Provided information -
☆ ☆ ☆ ☆ ☆ ☆ ☆
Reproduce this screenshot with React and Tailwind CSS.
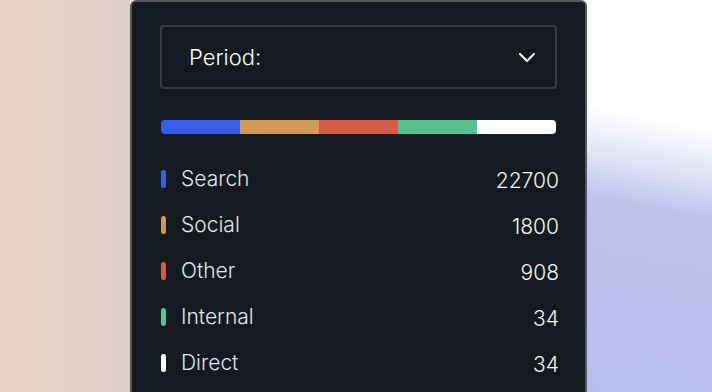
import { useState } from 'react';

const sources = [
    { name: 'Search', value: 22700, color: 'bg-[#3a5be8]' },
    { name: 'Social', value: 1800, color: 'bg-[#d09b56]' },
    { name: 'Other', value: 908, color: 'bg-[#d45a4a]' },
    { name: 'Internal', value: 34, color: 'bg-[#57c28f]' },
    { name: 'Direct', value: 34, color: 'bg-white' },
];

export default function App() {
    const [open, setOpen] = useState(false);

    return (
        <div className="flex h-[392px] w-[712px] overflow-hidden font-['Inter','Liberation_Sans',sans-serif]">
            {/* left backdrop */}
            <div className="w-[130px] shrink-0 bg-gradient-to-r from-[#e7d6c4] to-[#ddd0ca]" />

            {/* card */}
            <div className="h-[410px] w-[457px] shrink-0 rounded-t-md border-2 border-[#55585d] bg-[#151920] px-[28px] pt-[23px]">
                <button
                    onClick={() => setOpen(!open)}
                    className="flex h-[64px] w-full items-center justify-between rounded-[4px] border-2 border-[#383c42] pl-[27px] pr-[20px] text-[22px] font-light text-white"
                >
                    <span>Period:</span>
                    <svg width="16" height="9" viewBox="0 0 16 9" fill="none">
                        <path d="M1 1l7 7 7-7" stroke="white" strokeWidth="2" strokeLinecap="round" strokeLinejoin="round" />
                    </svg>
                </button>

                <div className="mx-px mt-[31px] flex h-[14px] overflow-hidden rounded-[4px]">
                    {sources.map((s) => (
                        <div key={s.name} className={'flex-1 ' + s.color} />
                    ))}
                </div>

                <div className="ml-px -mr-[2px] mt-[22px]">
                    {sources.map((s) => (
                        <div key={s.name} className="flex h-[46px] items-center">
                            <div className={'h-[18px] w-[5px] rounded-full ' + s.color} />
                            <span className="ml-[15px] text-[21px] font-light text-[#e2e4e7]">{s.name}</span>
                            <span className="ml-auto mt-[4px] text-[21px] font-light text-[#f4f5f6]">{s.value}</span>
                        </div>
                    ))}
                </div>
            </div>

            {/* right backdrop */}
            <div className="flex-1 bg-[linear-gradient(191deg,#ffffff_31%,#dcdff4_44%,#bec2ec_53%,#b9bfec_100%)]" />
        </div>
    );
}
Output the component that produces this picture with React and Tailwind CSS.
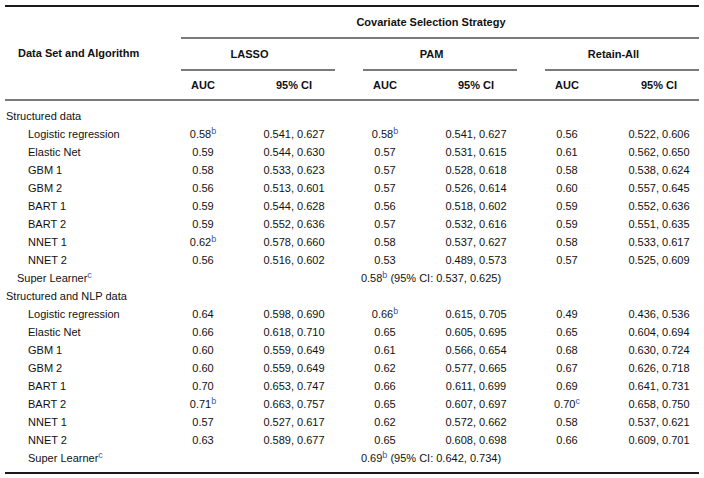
☆ ☆ ☆ ☆ ☆ ☆ ☆
Problem to work on - Reproduce each record above by retyping it exactly; omit all images.

Task answer -
Reproduce this screenshot with React and Tailwind CSS.
import { useState } from 'react';

const sources = [
    { name: 'Search', value: 22700, color: 'bg-[#3a5be8]' },
    { name: 'Social', value: 1800, color: 'bg-[#d09b56]' },
    { name: 'Other', value: 908, color: 'bg-[#d45a4a]' },
    { name: 'Internal', value: 34, color: 'bg-[#57c28f]' },
    { name: 'Direct', value: 34, color: 'bg-white' },
];

export default function App() {
    const [open, setOpen] = useState(false);

    return (
        <div className="flex h-[392px] w-[712px] overflow-hidden font-['Inter','Liberation_Sans',sans-serif]">
            {/* left backdrop */}
            <div className="w-[130px] shrink-0 bg-gradient-to-r from-[#e7d6c4] to-[#ddd0ca]" />

            {/* card */}
            <div className="h-[410px] w-[457px] shrink-0 rounded-t-md border-2 border-[#55585d] bg-[#151920] px-[28px] pt-[23px]">
                <button
                    onClick={() => setOpen(!open)}
                    className="flex h-[64px] w-full items-center justify-between rounded-[4px] border-2 border-[#383c42] pl-[27px] pr-[20px] text-[22px] font-light text-white"
                >
                    <span>Period:</span>
                    <svg width="16" height="9" viewBox="0 0 16 9" fill="none">
                        <path d="M1 1l7 7 7-7" stroke="white" strokeWidth="2" strokeLinecap="round" strokeLinejoin="round" />
                    </svg>
                </button>

                <div className="mx-px mt-[31px] flex h-[14px] overflow-hidden rounded-[4px]">
                    {sources.map((s) => (
                        <div key={s.name} className={'flex-1 ' + s.color} />
                    ))}
                </div>

                <div className="ml-px -mr-[2px] mt-[22px]">
                    {sources.map((s) => (
                        <div key={s.name} className="flex h-[46px] items-center">
                            <div className={'h-[18px] w-[5px] rounded-full ' + s.color} />
                            <span className="ml-[15px] text-[21px] font-light text-[#e2e4e7]">{s.name}</span>
                            <span className="ml-auto mt-[4px] text-[21px] font-light text-[#f4f5f6]">{s.value}</span>
                        </div>
                    ))}
                </div>
            </div>

            {/* right backdrop */}
            <div className="flex-1 bg-[linear-gradient(191deg,#ffffff_31%,#dcdff4_44%,#bec2ec_53%,#b9bfec_100%)]" />
        </div>
    );
}
Output the component that produces this picture with React and Tailwind CSS.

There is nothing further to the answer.